How often should we review our sales pipeline?
Most high-performing sales teams hold a weekly pipeline review at the team level and a monthly deep-clean where deals older than your average sales cycle are either re-qualified or removed. Deal-level reviews between managers and reps should happen at least bi-weekly for enterprise deals.
What is a healthy sales pipeline coverage ratio?
A 3x to 4x pipeline coverage ratio is a common benchmark for B2B sales teams. This means if your quarterly revenue target is $500,000, you should carry $1.5M to $2M in qualified pipeline. The right ratio depends on your win rate and forecast accuracy.
What fields should be required in a CRM pipeline stage?
At minimum, require close date, deal value, primary contact, next action date, and a stage-specific exit criterion confirmation. For mid-funnel and late-stage deals, also require budget confirmed, decision-maker identified, and competitor fields.
What is pipeline velocity and why does it matter?
Pipeline velocity measures how fast revenue moves through your pipeline. It is calculated as: (Number of Deals x Win Rate x Average Deal Value) / Average Sales Cycle Length. It matters because it gives you a single number that reflects the overall health of your sales engine and highlights exactly which lever to pull to grow revenue.
How does CRM automation improve pipeline discipline?

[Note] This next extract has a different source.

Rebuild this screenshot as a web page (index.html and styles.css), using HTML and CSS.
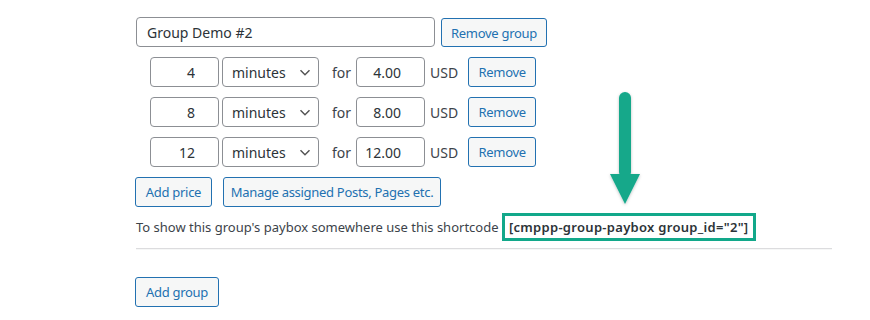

CRM automation removes manual follow-up from reps, enforces required fields at each stage, flags stale deals automatically, and sends reminders for upcoming close dates. Tools like Zoho CRM can auto-assign tasks, trigger follow-up sequences, and alert managers when deals sit in a stage too long.
A disciplined pipeline is not built in a quarter. It requires consistent enforcement of stage definitions, regular removal of deals that do not belong, and managers willing to coach on deal quality rather than just deal quantity. The teams that do this well do not just forecast more accurately — they close more because they focus effort on deals that are actually winnable.